Strength and stability of active ligand-receptor bonds: a microtubule attached to a wall by molecular motor tethers

TL;DR

This study models the complex dynamics of microtubule attachment to cell cortex via motor proteins, revealing how force influences bond stability and lifetime, with implications for understanding cellular mechanics.

Contribution

It introduces a stochastic kinetic model capturing the interplay of polymerization, motor activity, and force-dependent unbinding in microtubule attachments.

Findings

Attachment behaves as a catch-bond or slip-bond depending on parameters.

Force affects the lifetime and stability of the microtubule-cortex connection.

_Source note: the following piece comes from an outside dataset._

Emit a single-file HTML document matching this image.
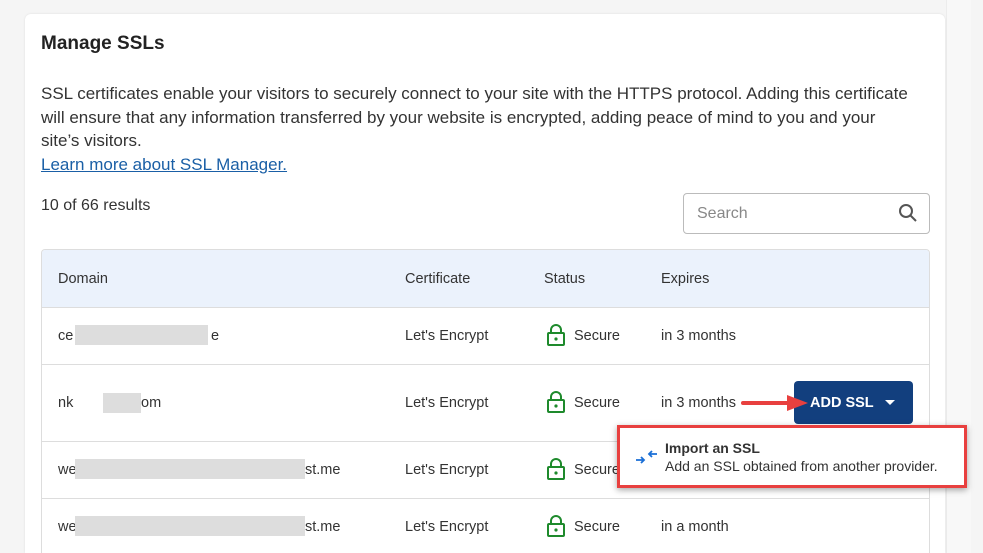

Analytical approximations align with simulation results.

Abstract

We develop a stochastic kinetic model of a pre-formed attachment of a mictrotuble (MT) with a cell cortex, in which the MT is tethered to the cell by a group of active motor proteins. Such an attachment is a particularly unique case of ligand-receptor bonds: The MT ligand changes its length (and thus binding sites) with time by polymerization-depolymerization kinetics, while multiple motor receptors tend to walk actively along the MT length. These processes, combined with force-mediated unbinding of the motors, result in an elaborate behavior of the MT connection to the cell cortex. We present results for the strength and lifetime of the system through the well-established force-clamp and force-ramp protocols when external tension is applied to the MT. The simulation results reveal that the MT-cell attachment behaves as a catch-bond or slip-bond depending on system parameters. We provide analytical approximations of the lifetime and discuss implications of our results on in-vitro experiments.